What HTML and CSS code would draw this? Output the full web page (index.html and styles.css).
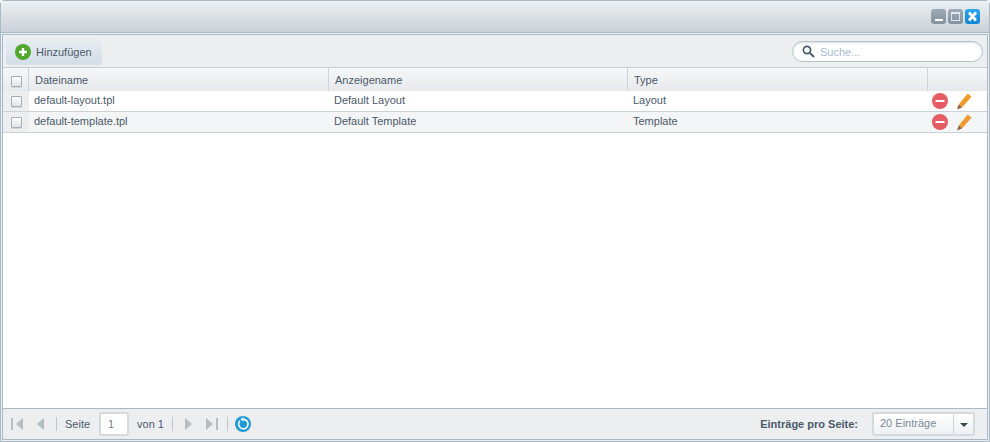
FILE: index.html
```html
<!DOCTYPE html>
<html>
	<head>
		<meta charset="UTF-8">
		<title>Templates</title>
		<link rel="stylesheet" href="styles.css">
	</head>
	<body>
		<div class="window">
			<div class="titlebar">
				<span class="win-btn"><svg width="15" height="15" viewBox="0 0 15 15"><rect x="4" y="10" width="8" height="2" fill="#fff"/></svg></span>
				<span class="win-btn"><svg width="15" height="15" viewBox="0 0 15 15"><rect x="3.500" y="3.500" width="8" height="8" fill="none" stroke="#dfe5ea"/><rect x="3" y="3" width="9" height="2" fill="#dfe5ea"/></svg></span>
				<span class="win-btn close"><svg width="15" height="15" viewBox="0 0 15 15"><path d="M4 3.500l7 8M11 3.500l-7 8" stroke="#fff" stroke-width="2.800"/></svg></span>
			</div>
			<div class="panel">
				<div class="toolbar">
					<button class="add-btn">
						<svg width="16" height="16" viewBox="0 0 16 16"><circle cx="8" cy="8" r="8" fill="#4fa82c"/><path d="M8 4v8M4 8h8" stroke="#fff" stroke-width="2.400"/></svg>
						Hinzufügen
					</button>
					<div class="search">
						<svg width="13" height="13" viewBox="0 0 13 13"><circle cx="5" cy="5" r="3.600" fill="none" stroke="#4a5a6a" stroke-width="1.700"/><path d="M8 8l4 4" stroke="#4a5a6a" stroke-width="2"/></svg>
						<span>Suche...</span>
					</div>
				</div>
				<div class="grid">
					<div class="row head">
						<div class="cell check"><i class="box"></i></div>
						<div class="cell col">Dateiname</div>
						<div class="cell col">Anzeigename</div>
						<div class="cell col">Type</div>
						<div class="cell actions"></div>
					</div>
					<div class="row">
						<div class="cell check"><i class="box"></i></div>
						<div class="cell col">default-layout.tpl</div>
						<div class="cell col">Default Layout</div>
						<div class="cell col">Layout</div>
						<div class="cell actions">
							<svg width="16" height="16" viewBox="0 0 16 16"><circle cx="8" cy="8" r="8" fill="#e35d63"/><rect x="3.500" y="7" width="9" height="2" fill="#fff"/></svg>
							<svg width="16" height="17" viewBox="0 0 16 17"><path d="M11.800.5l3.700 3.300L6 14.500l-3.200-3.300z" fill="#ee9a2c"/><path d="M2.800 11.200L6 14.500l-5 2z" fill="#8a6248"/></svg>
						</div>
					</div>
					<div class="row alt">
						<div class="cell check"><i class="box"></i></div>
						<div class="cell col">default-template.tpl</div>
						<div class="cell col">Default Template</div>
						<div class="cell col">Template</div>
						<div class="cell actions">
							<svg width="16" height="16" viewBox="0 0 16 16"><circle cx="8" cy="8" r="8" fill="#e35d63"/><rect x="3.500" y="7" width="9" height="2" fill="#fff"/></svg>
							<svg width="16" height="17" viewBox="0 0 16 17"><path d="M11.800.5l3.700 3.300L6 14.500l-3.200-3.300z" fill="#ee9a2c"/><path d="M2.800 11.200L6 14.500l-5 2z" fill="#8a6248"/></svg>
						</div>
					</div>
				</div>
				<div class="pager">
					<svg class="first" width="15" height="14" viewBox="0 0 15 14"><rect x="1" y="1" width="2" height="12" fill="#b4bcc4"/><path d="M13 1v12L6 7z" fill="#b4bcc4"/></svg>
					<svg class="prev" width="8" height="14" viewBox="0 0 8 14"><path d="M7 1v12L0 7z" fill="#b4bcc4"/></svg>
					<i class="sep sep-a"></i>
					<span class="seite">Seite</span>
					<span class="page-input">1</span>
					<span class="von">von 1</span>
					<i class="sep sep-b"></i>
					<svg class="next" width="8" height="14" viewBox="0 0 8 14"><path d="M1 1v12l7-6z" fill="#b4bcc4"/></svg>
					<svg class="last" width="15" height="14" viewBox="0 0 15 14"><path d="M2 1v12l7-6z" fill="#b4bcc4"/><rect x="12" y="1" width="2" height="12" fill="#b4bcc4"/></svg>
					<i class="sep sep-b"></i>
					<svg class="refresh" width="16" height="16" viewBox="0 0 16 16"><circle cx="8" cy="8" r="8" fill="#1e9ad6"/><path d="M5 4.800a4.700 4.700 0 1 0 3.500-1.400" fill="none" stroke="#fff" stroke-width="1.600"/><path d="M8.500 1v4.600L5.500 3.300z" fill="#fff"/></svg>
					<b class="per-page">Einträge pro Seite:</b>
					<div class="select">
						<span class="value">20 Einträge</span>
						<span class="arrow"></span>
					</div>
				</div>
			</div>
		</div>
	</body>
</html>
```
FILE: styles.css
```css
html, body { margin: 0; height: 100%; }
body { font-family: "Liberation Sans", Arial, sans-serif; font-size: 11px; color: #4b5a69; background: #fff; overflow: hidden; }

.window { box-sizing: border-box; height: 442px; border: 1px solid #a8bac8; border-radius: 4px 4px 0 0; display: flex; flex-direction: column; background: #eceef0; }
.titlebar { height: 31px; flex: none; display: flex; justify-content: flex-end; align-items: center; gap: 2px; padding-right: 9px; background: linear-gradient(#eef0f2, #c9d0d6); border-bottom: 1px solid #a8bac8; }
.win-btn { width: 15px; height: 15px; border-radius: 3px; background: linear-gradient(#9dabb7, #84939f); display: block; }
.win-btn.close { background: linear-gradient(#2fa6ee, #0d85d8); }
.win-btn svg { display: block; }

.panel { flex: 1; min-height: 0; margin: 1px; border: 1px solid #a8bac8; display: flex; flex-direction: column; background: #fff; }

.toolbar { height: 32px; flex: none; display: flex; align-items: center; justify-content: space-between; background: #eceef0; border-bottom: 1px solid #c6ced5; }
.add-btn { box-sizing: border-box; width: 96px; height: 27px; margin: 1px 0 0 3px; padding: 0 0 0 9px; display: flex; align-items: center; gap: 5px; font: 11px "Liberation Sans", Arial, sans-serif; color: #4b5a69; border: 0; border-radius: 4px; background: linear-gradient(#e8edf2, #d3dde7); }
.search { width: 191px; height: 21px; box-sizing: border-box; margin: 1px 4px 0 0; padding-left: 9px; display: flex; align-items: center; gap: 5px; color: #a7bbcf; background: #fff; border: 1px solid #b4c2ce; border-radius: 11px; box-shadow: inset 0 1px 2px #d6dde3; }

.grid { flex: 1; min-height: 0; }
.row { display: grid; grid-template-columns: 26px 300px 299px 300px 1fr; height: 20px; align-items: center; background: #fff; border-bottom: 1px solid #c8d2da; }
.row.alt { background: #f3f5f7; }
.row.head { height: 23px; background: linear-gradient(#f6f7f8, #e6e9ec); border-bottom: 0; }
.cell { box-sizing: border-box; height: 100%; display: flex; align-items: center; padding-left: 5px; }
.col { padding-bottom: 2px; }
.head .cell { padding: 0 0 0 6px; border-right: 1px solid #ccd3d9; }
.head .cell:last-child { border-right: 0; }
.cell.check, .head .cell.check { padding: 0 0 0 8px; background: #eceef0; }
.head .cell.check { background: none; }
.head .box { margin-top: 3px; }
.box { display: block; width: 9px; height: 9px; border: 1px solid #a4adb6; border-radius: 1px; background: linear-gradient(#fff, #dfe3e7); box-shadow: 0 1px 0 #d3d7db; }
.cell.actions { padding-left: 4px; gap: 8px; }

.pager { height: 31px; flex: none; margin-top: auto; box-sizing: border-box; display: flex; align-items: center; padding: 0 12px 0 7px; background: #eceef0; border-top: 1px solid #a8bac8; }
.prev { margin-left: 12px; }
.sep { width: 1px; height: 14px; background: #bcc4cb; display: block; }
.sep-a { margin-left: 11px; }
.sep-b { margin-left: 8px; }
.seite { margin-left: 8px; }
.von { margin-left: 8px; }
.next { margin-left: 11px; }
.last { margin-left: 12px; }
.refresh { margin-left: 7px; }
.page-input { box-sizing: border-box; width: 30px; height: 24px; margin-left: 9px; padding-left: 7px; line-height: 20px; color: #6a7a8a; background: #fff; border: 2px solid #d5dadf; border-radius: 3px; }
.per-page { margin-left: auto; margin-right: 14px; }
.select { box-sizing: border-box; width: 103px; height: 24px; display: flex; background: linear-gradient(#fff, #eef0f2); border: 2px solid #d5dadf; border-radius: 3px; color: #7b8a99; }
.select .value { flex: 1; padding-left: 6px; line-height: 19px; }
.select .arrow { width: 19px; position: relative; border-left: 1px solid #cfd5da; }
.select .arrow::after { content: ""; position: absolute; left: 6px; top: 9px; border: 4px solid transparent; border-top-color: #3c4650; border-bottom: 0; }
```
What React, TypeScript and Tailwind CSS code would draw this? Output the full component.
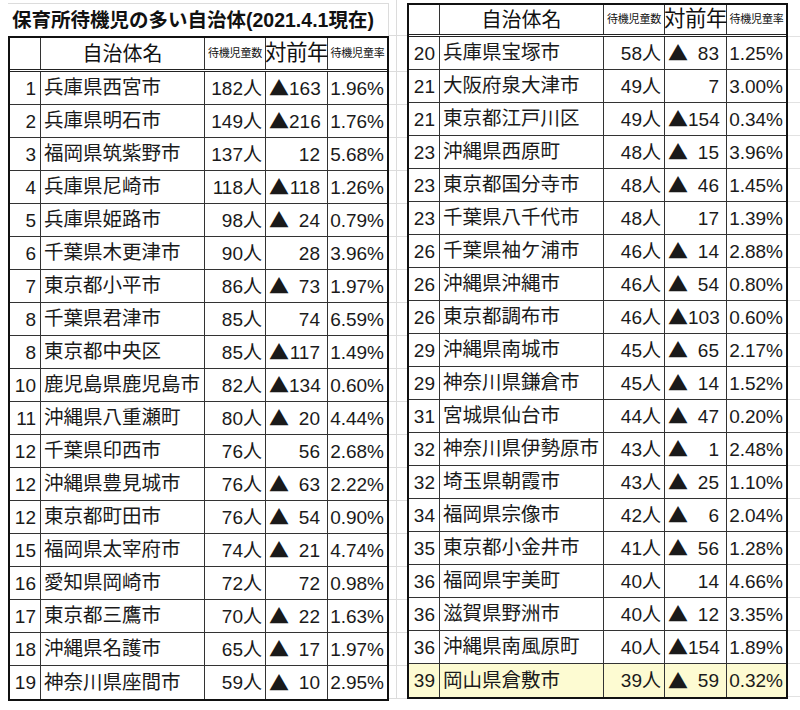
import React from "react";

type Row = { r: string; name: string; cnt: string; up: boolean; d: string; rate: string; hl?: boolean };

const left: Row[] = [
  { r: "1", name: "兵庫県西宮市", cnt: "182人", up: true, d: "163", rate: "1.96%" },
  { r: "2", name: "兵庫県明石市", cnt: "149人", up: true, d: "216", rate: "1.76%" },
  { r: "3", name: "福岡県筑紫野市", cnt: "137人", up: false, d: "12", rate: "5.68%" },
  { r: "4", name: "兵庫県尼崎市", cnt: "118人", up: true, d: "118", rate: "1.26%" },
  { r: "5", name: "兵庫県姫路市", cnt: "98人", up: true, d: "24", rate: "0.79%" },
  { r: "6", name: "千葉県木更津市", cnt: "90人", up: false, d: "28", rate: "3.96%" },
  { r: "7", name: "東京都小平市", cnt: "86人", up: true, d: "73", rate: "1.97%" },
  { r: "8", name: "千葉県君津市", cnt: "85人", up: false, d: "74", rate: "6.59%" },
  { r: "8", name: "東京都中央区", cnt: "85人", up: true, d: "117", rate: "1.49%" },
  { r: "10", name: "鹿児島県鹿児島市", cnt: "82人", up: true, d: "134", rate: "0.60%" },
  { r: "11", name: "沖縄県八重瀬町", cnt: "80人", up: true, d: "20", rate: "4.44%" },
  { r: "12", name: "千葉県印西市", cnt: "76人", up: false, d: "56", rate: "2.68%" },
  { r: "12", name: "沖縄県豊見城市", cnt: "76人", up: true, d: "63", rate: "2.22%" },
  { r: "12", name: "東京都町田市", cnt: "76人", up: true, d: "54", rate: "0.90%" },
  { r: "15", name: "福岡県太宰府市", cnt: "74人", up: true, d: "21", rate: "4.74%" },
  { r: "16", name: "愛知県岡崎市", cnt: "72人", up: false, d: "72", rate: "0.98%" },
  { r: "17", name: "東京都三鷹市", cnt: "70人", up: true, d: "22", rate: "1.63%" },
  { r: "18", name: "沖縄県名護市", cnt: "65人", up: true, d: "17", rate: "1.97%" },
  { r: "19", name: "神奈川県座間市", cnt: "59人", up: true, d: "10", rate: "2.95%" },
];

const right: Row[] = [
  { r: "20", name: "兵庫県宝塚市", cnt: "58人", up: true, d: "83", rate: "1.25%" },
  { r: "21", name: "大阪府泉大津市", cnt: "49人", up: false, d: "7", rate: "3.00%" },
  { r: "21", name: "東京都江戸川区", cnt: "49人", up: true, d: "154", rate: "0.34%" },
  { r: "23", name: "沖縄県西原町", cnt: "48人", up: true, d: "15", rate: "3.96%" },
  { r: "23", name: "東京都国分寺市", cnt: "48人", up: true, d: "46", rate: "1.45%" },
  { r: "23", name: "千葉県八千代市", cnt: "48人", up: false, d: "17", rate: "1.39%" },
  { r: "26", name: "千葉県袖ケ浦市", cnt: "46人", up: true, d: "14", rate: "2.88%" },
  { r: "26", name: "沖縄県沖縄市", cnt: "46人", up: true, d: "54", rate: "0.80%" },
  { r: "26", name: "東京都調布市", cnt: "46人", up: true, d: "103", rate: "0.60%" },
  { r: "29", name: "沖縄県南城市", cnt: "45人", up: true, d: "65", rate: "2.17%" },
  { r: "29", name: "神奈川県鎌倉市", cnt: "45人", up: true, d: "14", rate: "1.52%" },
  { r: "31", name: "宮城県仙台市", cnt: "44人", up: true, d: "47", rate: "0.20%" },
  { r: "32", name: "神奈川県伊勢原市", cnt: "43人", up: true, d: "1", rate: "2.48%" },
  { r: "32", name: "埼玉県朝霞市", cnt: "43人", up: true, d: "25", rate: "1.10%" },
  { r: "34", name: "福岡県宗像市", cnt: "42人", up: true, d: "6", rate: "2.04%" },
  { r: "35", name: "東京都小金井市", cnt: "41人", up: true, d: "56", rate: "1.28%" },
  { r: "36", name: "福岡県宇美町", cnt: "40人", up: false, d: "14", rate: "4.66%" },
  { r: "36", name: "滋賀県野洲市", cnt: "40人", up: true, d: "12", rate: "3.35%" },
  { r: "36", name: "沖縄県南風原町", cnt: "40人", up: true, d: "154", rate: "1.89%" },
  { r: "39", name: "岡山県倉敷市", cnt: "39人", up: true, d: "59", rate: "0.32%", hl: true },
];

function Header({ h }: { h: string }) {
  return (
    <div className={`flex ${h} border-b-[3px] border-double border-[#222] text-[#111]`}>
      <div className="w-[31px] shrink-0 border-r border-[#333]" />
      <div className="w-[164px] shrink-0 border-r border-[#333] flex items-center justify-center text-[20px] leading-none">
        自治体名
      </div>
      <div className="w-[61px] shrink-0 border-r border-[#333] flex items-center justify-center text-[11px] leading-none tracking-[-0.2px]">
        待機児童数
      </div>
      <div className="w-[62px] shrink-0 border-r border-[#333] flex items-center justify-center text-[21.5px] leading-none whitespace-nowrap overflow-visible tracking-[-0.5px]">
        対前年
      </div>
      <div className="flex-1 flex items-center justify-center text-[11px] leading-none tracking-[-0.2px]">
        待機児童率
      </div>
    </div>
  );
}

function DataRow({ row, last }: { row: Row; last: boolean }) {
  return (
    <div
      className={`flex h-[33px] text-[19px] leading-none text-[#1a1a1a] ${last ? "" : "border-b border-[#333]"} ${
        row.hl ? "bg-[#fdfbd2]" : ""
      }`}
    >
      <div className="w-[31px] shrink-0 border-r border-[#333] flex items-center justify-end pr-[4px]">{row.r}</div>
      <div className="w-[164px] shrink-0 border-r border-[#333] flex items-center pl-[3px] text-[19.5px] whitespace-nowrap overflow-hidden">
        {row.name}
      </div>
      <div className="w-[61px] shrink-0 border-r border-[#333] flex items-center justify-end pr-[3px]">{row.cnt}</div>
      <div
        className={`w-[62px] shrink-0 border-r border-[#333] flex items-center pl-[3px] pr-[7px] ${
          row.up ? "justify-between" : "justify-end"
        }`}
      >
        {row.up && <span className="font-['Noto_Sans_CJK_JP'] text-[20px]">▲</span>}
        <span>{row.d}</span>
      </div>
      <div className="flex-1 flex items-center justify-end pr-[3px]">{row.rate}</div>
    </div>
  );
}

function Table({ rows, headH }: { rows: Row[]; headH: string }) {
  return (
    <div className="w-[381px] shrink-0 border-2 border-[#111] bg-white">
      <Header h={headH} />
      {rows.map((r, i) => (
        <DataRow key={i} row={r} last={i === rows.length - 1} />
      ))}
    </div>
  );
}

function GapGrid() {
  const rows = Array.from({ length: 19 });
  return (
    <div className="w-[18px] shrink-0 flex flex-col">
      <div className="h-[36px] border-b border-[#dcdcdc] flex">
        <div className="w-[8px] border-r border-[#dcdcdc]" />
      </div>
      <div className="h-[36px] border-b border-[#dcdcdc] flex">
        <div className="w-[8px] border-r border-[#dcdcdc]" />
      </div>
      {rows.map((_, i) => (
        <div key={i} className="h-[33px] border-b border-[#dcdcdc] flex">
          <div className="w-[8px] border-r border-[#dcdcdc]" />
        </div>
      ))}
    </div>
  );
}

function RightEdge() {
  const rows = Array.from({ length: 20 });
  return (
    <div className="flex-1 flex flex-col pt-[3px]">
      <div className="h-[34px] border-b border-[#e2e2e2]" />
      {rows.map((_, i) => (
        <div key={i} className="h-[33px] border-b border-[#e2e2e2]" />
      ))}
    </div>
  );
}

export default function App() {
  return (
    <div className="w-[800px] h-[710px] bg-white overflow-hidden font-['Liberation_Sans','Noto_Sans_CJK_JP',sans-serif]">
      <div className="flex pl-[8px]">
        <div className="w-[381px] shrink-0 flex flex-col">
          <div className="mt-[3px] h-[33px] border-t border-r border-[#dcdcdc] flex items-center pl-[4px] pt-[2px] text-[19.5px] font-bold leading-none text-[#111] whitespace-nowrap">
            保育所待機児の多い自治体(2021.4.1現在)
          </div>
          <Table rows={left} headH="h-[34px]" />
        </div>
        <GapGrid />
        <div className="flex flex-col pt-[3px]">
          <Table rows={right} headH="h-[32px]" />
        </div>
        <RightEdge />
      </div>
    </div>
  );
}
──────
→ What you should do
Find and copy every line in the entries above where the string "this" occurs.

→ Written response
What HTML and CSS code would draw this? Output the full web page (index.html and styles.css).
What React, TypeScript and Tailwind CSS code would draw this? Output the full component.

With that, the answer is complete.